▸ Given instruction: Make an exact copy of the data below, leaving out every picture.

▸ Dataset extract:
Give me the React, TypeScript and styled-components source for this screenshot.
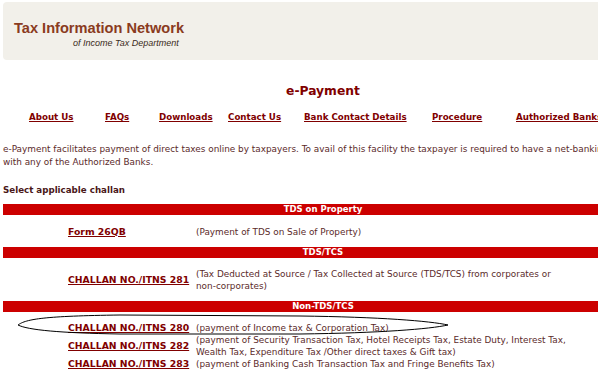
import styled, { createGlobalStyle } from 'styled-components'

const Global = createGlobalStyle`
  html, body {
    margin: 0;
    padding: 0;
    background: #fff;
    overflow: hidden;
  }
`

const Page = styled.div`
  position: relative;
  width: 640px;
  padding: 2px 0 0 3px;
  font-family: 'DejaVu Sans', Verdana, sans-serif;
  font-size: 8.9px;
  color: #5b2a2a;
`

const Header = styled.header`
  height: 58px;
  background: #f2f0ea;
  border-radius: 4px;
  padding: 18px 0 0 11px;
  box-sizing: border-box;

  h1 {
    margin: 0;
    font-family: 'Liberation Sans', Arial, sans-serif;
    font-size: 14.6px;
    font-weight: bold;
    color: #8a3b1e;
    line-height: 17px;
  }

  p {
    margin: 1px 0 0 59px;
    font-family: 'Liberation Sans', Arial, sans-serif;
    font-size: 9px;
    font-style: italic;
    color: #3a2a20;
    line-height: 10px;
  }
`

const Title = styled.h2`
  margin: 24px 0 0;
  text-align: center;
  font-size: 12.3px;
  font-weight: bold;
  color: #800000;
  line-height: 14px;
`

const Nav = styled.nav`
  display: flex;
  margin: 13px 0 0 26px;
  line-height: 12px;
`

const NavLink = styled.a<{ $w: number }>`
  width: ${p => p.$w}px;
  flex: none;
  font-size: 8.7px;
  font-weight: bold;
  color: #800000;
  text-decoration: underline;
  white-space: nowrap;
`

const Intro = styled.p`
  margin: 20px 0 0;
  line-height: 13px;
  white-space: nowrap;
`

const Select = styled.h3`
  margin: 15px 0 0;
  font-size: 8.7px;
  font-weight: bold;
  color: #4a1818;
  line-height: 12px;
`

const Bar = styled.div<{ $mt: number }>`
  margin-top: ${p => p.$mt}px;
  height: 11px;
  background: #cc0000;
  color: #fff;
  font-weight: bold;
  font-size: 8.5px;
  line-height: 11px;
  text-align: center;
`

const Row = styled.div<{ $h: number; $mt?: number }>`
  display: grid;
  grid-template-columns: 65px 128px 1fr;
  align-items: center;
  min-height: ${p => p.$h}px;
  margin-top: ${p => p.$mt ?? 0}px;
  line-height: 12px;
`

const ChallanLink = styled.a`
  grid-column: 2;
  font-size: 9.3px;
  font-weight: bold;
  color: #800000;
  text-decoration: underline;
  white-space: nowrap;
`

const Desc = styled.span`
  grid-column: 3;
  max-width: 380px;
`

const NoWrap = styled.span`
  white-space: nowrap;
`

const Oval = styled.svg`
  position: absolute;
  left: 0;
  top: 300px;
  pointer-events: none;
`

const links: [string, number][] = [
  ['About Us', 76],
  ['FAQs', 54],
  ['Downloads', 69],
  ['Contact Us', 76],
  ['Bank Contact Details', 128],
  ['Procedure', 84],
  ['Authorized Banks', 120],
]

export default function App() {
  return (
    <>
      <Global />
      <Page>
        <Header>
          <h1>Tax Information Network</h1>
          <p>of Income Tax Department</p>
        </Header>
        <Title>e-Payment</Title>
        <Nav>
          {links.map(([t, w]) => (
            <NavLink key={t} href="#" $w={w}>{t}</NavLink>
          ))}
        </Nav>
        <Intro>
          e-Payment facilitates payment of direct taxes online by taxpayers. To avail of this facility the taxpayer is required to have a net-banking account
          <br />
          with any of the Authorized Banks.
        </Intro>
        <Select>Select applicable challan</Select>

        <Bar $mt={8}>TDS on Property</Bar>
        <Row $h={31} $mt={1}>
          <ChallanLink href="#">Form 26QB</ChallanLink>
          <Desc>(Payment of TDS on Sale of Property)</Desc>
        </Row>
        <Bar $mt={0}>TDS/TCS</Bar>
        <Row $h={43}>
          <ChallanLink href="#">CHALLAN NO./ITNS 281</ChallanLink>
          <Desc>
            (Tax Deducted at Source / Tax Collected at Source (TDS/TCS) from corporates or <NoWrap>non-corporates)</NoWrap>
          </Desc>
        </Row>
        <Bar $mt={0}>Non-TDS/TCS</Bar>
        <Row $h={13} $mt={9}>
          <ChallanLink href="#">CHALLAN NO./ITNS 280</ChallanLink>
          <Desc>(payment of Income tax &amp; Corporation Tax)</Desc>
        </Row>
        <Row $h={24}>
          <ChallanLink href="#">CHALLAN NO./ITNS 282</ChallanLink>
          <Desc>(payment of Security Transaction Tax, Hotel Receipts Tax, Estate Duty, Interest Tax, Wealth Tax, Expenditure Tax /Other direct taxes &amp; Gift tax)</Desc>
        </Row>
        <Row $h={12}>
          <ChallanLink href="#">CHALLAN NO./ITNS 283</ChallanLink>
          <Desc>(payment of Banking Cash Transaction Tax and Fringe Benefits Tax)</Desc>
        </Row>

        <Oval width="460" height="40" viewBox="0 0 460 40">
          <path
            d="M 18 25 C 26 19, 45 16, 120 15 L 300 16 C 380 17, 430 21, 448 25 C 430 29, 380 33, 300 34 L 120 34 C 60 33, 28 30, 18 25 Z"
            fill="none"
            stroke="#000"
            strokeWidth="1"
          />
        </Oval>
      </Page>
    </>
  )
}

▸ Task response:
Give me the React, TypeScript and styled-components source for this screenshot.
import styled, { createGlobalStyle } from 'styled-components'

const Global = createGlobalStyle`
  html, body {
    margin: 0;
    padding: 0;
    background: #fff;
    overflow: hidden;
  }
`

const Page = styled.div`
  position: relative;
  width: 640px;
  padding: 2px 0 0 3px;
  font-family: 'DejaVu Sans', Verdana, sans-serif;
  font-size: 8.9px;
  color: #5b2a2a;
`

const Header = styled.header`
  height: 58px;
  background: #f2f0ea;
  border-radius: 4px;
  padding: 18px 0 0 11px;
  box-sizing: border-box;

  h1 {
    margin: 0;
    font-family: 'Liberation Sans', Arial, sans-serif;
    font-size: 14.6px;
    font-weight: bold;
    color: #8a3b1e;
    line-height: 17px;
  }

  p {
    margin: 1px 0 0 59px;
    font-family: 'Liberation Sans', Arial, sans-serif;
    font-size: 9px;
    font-style: italic;
    color: #3a2a20;
    line-height: 10px;
  }
`

const Title = styled.h2`
  margin: 24px 0 0;
  text-align: center;
  font-size: 12.3px;
  font-weight: bold;
  color: #800000;
  line-height: 14px;
`

const Nav = styled.nav`
  display: flex;
  margin: 13px 0 0 26px;
  line-height: 12px;
`

const NavLink = styled.a<{ $w: number }>`
  width: ${p => p.$w}px;
  flex: none;
  font-size: 8.7px;
  font-weight: bold;
  color: #800000;
  text-decoration: underline;
  white-space: nowrap;
`

const Intro = styled.p`
  margin: 20px 0 0;
  line-height: 13px;
  white-space: nowrap;
`

const Select = styled.h3`
  margin: 15px 0 0;
  font-size: 8.7px;
  font-weight: bold;
  color: #4a1818;
  line-height: 12px;
`

const Bar = styled.div<{ $mt: number }>`
  margin-top: ${p => p.$mt}px;
  height: 11px;
  background: #cc0000;
  color: #fff;
  font-weight: bold;
  font-size: 8.5px;
  line-height: 11px;
  text-align: center;
`

const Row = styled.div<{ $h: number; $mt?: number }>`
  display: grid;
  grid-template-columns: 65px 128px 1fr;
  align-items: center;
  min-height: ${p => p.$h}px;
  margin-top: ${p => p.$mt ?? 0}px;
  line-height: 12px;
`

const ChallanLink = styled.a`
  grid-column: 2;
  font-size: 9.3px;
  font-weight: bold;
  color: #800000;
  text-decoration: underline;
  white-space: nowrap;
`

const Desc = styled.span`
  grid-column: 3;
  max-width: 380px;
`

const NoWrap = styled.span`
  white-space: nowrap;
`

const Oval = styled.svg`
  position: absolute;
  left: 0;
  top: 300px;
  pointer-events: none;
`

const links: [string, number][] = [
  ['About Us', 76],
  ['FAQs', 54],
  ['Downloads', 69],
  ['Contact Us', 76],
  ['Bank Contact Details', 128],
  ['Procedure', 84],
  ['Authorized Banks', 120],
]

export default function App() {
  return (
    <>
      <Global />
      <Page>
        <Header>
          <h1>Tax Information Network</h1>
          <p>of Income Tax Department</p>
        </Header>
        <Title>e-Payment</Title>
        <Nav>
          {links.map(([t, w]) => (
            <NavLink key={t} href="#" $w={w}>{t}</NavLink>
          ))}
        </Nav>
        <Intro>
          e-Payment facilitates payment of direct taxes online by taxpayers. To avail of this facility the taxpayer is required to have a net-banking account
          <br />
          with any of the Authorized Banks.
        </Intro>
        <Select>Select applicable challan</Select>

        <Bar $mt={8}>TDS on Property</Bar>
        <Row $h={31} $mt={1}>
          <ChallanLink href="#">Form 26QB</ChallanLink>
          <Desc>(Payment of TDS on Sale of Property)</Desc>
        </Row>
        <Bar $mt={0}>TDS/TCS</Bar>
        <Row $h={43}>
          <ChallanLink href="#">CHALLAN NO./ITNS 281</ChallanLink>
          <Desc>
            (Tax Deducted at Source / Tax Collected at Source (TDS/TCS) from corporates or <NoWrap>non-corporates)</NoWrap>
          </Desc>
        </Row>
        <Bar $mt={0}>Non-TDS/TCS</Bar>
        <Row $h={13} $mt={9}>
          <ChallanLink href="#">CHALLAN NO./ITNS 280</ChallanLink>
          <Desc>(payment of Income tax &amp; Corporation Tax)</Desc>
        </Row>
        <Row $h={24}>
          <ChallanLink href="#">CHALLAN NO./ITNS 282</ChallanLink>
          <Desc>(payment of Security Transaction Tax, Hotel Receipts Tax, Estate Duty, Interest Tax, Wealth Tax, Expenditure Tax /Other direct taxes &amp; Gift tax)</Desc>
        </Row>
        <Row $h={12}>
          <ChallanLink href="#">CHALLAN NO./ITNS 283</ChallanLink>
          <Desc>(payment of Banking Cash Transaction Tax and Fringe Benefits Tax)</Desc>
        </Row>

        <Oval width="460" height="40" viewBox="0 0 460 40">
          <path
            d="M 18 25 C 26 19, 45 16, 120 15 L 300 16 C 380 17, 430 21, 448 25 C 430 29, 380 33, 300 34 L 120 34 C 60 33, 28 30, 18 25 Z"
            fill="none"
            stroke="#000"
            strokeWidth="1"
          />
        </Oval>
      </Page>
    </>
  )
}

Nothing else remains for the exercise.